For Labor, the road ahead is filled with policy obstacles. Comments this week from expert adviser to the multi-party committee, Rod Sims, and Productivity Commission chairman Gary Banks prove the point.

Both accept the broad market-based approach adopted by Labor and rejected by the Coalition. But Sims said Australia's 5 per cent reduction target by 2020 was a big 25 per cent reduction from business as usual and that solar panels, energy efficiency and wind farms couldn't get there.

A carbon tax did not create certainty. It neither established a forward price trajectory nor allowed full purchase of overseas offsets. Going to the critical issue, Sims said the reason Australia now faced a hybrid model was because Labor and the Greens could not agree on the targets. The hybrid was a means to delay that decision.

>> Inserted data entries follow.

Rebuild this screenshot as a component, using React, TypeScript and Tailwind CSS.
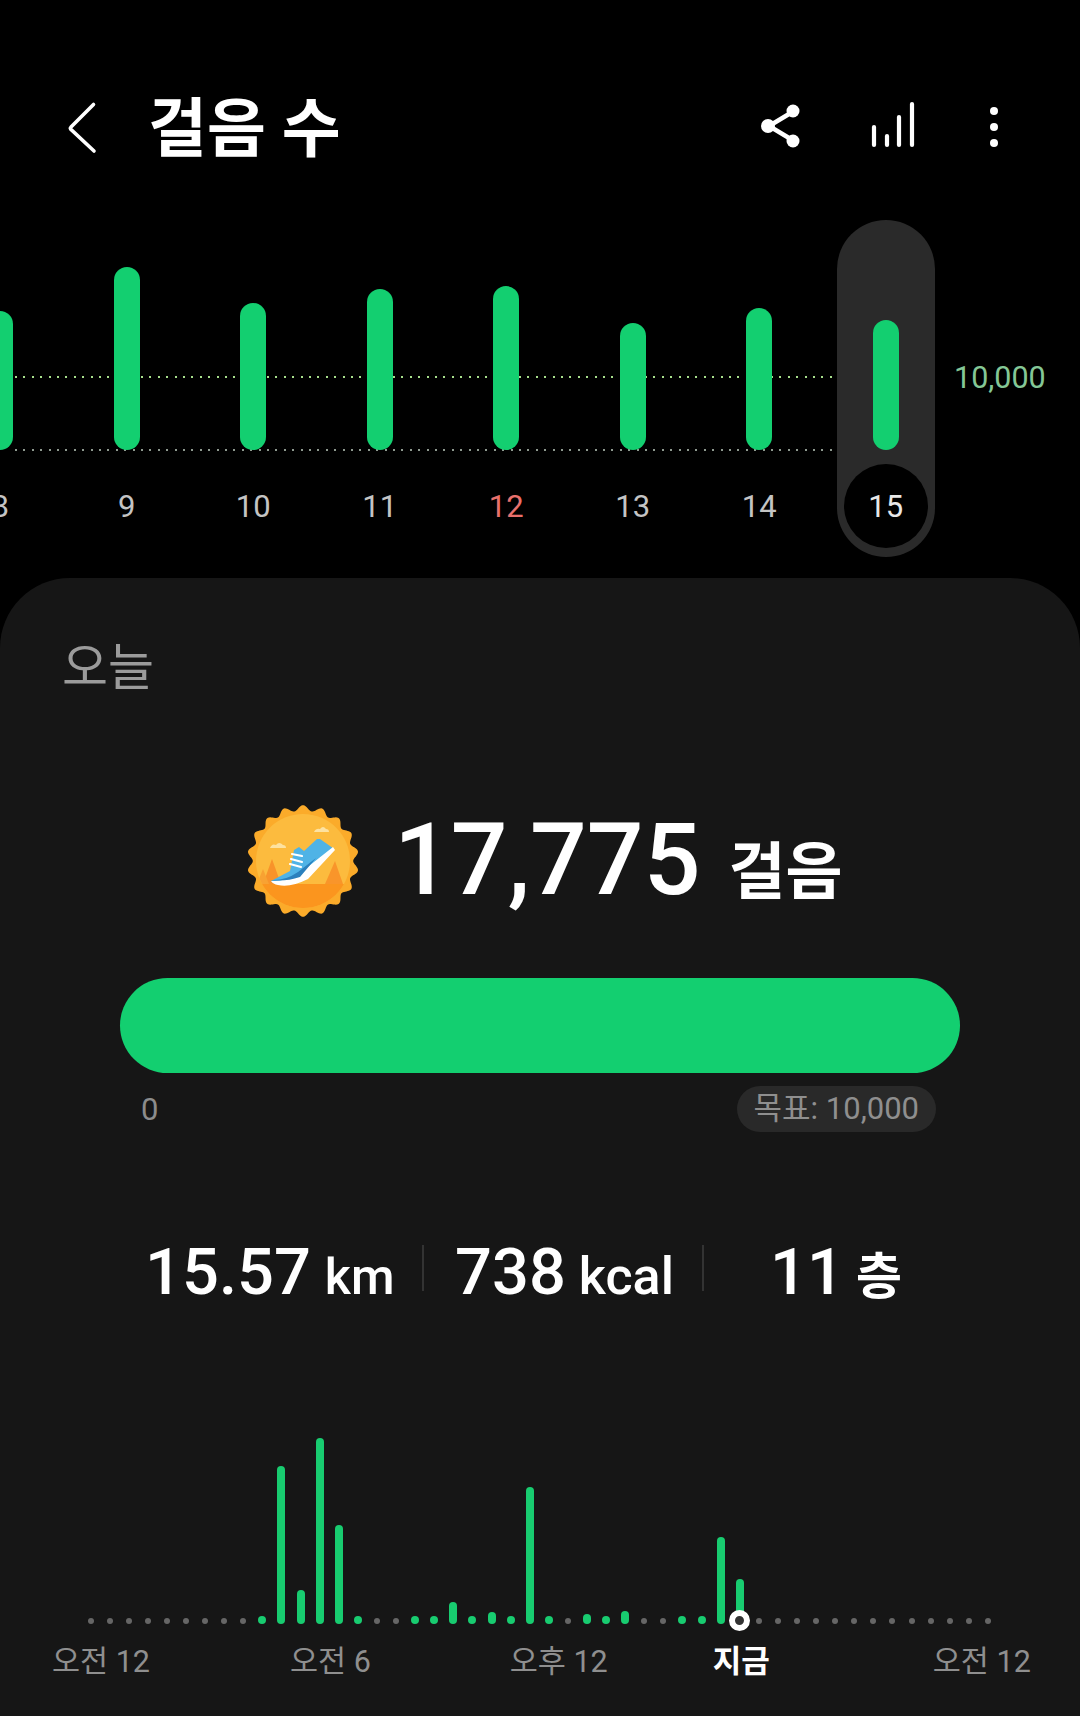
const days = [
  { label: '8', top: 311 },
  { label: '9', top: 267 },
  { label: '10', top: 303 },
  { label: '11', top: 289 },
  { label: '12', top: 286, red: true },
  { label: '13', top: 323 },
  { label: '14', top: 308 },
  { label: '15', top: 320, active: true },
];

// height in px of each half hour slot, 0 means no steps (grey dot)
const slots = [
  0, 0, 0, 0, 0, 0, 0, 0, 0, 8, 158, 34, 186, 99, 8, 0, 0, 8, 8, 22, 8, 12, 8, 137,
  8, 0, 10, 8, 13, 0, 0, 8, 8, 87, 45, 0, 0, 0, 0, 0, 0, 0, 0, 0, 0, 0, 0, 0,
];

const scallop = (() => {
  const cx = 73;
  const cy = 69;
  const n = 18;
  let d = '';
  for (let i = 0; i <= 360; i++) {
    const a = (i / 360) * Math.PI * 2;
    const r = 53 + 2.8 * Math.cos(a * n);
    d += `${i === 0 ? 'M' : 'L'}${(cx + r * Math.sin(a)).toFixed(2)} ${(cy - r * Math.cos(a)).toFixed(2)}`;
  }
  return d + 'Z';
})();

function Badge() {
  return (
    <svg width="150" height="130" viewBox="0 0 150 130" className="shrink-0 -ml-[16px] -mt-[11px] -mb-[6px]">
      <defs>
        <clipPath id="badge-inner">
          <circle cx="73" cy="69" r="47" />
        </clipPath>
      </defs>
      <path d={scallop} fill="#fbab2a" />
      <circle cx="73" cy="69" r="47" fill="#fcbb3e" />
      <g clipPath="url(#badge-inner)">
        <rect x="20" y="92" width="110" height="30" fill="#fb951e" />
        <path d="M42 67 L33 92 L51 92Z" fill="#f8932a" />
        <path d="M33 77 L27 92 L39 92Z" fill="#f8a232" />
        <path d="M105 69 L95 92 L113 92Z" fill="#f9952a" />
        <path d="M40 56 q2-5 6-3 q3-4 7 0 q3 0 3 3Z" fill="#fde2a0" />
        <path d="M84 40 q2-4 6-3 q3-4 6 0 q3 0 3 3Z" fill="#fde2a0" />
        <path d="M41 89 L60 79 L64 58 L69 55 L74 59 L87 47 L90 47 L100 54 L104 57 L95 68 L75 87 L55 92 Q45 93 41 89Z" fill="#4fb3e6" />
        <path d="M41 89 Q55 90 70 81 L103 55 L105 58 L78 87 Q60 96 48 93 Q43 92 41 89Z" fill="#ffffff" />
        <path d="M41 88 Q55 89 68 80 L86 66 L70 85 Q55 90 41 88Z" fill="#2b80bd" />
        <path d="M60 72 L71 75 M61 67 L72 70 M62 62 L72 64" stroke="#ffffff" strokeWidth="2.2" strokeLinecap="round" />
      </g>
    </svg>
  );
}

export default function App() {
  return (
    <div className="w-[1080px] h-[1716px] overflow-hidden bg-black font-['Roboto','Noto_Sans_CJK_KR',sans-serif] flex flex-col">
      {/* header */}
      <div className="h-[220px] shrink-0 flex items-start pt-[96px]">
        <svg width="36" height="60" viewBox="0 0 36 60" className="ml-[65px] mt-[1px] shrink-0">
          <path d="M28.5 7.5 L6 30 Q5 31 5.6 32 L29 54" fill="none" stroke="#fff" strokeWidth="3.6" strokeLinecap="round" />
        </svg>
        <div className="ml-[47px] mt-[2px] text-[64px] leading-[64px] font-bold text-white">걸음 수</div>
        <svg width="48" height="60" viewBox="0 0 48 60" className="ml-auto mt-[8px] shrink-0">
          <path d="M36 7 L11 22 L36 37" fill="none" stroke="#fff" strokeWidth="4.5" />
          <circle cx="35" cy="7" r="6.5" fill="#fff" />
          <circle cx="10" cy="22" r="7" fill="#fff" />
          <circle cx="35" cy="37" r="6.5" fill="#fff" />
        </svg>
        <svg width="48" height="60" viewBox="0 0 48 60" className="ml-[62px] -mt-[2px] shrink-0">
          <g stroke="#fff" strokeWidth="4.2" strokeLinecap="round">
            <path d="M6 33 V51" />
            <path d="M19 42 V51" />
            <path d="M31 23 V51" />
            <path d="M44 10 V51" />
          </g>
        </svg>
        <svg width="12" height="50" viewBox="0 0 12 50" className="ml-[72px] mr-[80px] mt-[8px] shrink-0">
          <circle cx="6" cy="7" r="4" fill="#fff" />
          <circle cx="6" cy="23" r="4" fill="#fff" />
          <circle cx="6" cy="39" r="4" fill="#fff" />
        </svg>
      </div>

      {/* daily bars */}
      <div className="relative h-[358px] shrink-0 flex items-start -ml-[63px]">
        <div className="absolute left-[78px] top-[156px] w-[825px] h-[2px] bg-[repeating-linear-gradient(90deg,#a8e08c_0_2px,transparent_2px_8.4px)]" />
        <div className="absolute left-[78px] top-[229px] w-[825px] h-[2px] bg-[repeating-linear-gradient(90deg,#8f9a90_0_2px,transparent_2px_8.4px)]" />
        {days.map((d) => (
          <div key={d.label} className="relative w-[126.5px] shrink-0 flex justify-center">
            <div className={`w-[98px] h-[337px] flex flex-col items-center rounded-full ${d.active ? 'bg-[#2a2a2a]' : ''}`}>
              <div className="h-[230px] flex items-end">
                <div className="w-[26px] rounded-full bg-[#13cf70]" style={{ height: 450 - d.top }} />
              </div>
              <div
                className={`mt-[14px] w-[84px] h-[84px] rounded-full flex items-center justify-center text-[31px] leading-none ${
                  d.active ? 'bg-black text-[#e8e8e8]' : d.red ? 'text-[#e8706c]' : 'text-[#c4c4c4]'
                }`}
              >
                {d.label}
              </div>
            </div>
          </div>
        ))}
        <div className="ml-[5px] mt-[139px] text-[30.5px] leading-[38px] text-[#84c796] shrink-0">10,000</div>
      </div>

      {/* today card */}
      <div className="flex-1 bg-[#161616] rounded-t-[70px] flex flex-col">
        <div className="mt-[62px] ml-[62px] text-[50px] leading-[56px] text-[#9b9b9b]">오늘</div>

        <div className="mt-[107px] ml-[246px] h-[113px] flex items-center">
          <Badge />
          <div className="ml-[14px] flex items-baseline text-white">
            <span className="text-[100px] leading-[113px] font-medium">17,775</span>
            <span className="ml-[28px] text-[62px] leading-none font-bold">걸음</span>
          </div>
        </div>

        <div className="mt-[62px] mx-[120px] h-[95px] rounded-full bg-[#13cf70]" />

        <div className="mt-[13px] pl-[141px] pr-[144px] h-[46px] flex items-center justify-between">
          <span className="text-[31px] text-[#8c8c8c] translate-y-[1px]">0</span>
          <span className="h-[46px] px-[17px] rounded-full bg-[#292929] flex items-center text-[31px] text-[#8f8f8f] whitespace-nowrap">목표: 10,000</span>
        </div>

        <div className="mt-[100px] ml-[145px] h-[80px] flex items-center text-white">
          <div className="w-[277px] flex items-baseline">
            <span className="text-[65px] leading-[80px] font-medium">15.57</span>
            <span className="ml-[14px] text-[50px] leading-none font-medium">km</span>
          </div>
          <div className="w-[2px] h-[46px] bg-[#333333] -mt-[8px]" />
          <div className="ml-[31px] w-[247px] flex items-baseline">
            <span className="text-[65px] leading-[80px] font-medium">738</span>
            <span className="ml-[13px] text-[52px] leading-none font-medium">kcal</span>
          </div>
          <div className="w-[2px] h-[46px] bg-[#333333] -mt-[8px]" />
          <div className="ml-[66px] flex items-baseline">
            <span className="text-[65px] leading-[80px] font-medium">11</span>
            <span className="ml-[12px] text-[50px] leading-none font-bold">층</span>
          </div>
        </div>

        {/* hourly steps */}
        <div className="mt-[126px] ml-[81px] h-[186px] flex items-end">
          {slots.map((h, i) => (
            <div key={i} className="relative w-[19.1px] shrink-0 flex justify-center">
              {h > 0 ? (
                <div className="w-[8px] rounded-full bg-[#18cc70]" style={{ height: h }} />
              ) : (
                <div className="w-[6px] h-[6px] rounded-full bg-[#666666]" />
              )}
              {i === 34 && (
                <div className="absolute left-[-1px] bottom-[-7px] w-[21px] h-[21px] rounded-full bg-[#333333] border-[6px] border-white" />
              )}
            </div>
          ))}
        </div>

        <div className="mt-[18px] ml-[52px] flex items-center text-[30.5px] leading-[40px] text-[#8f8f8f] whitespace-nowrap">
          <span>오전 12</span>
          <span className="ml-[140px]">오전 6</span>
          <span className="ml-[139px]">오후 12</span>
          <span className="ml-[105px] text-[31px] font-bold text-white">지금</span>
          <span className="ml-[163px]">오전 12</span>
        </div>
      </div>
    </div>
  );
}
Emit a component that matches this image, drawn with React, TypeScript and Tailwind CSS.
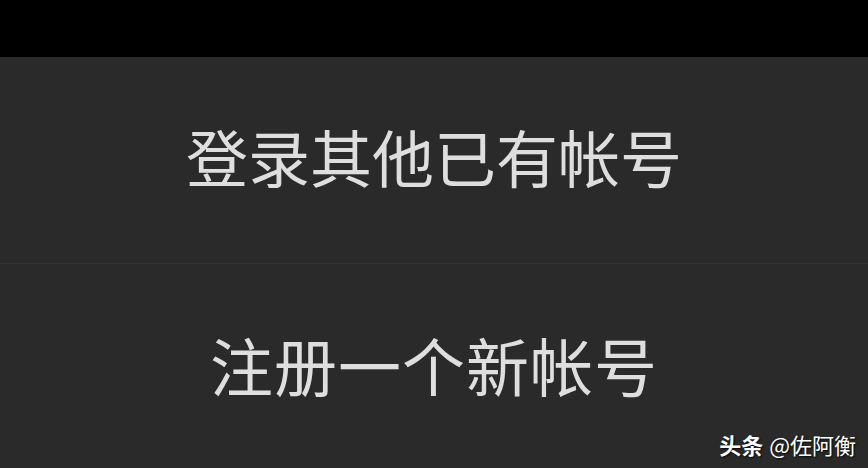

Banks said Labor's pivotal request to the Productivity Commission to estimate the effective carbon price in other nations was "challenging". Because no other country applied economy-wide CO2 emission taxes but opted instead for "a myriad of less transparent more narrowly focused interventions", then "comparable measurement becomes highly problematic".

What's he saying? That Labor's political imperative to justify Australia's action by reference to an effective carbon price in China and America is riddled with methodological holes.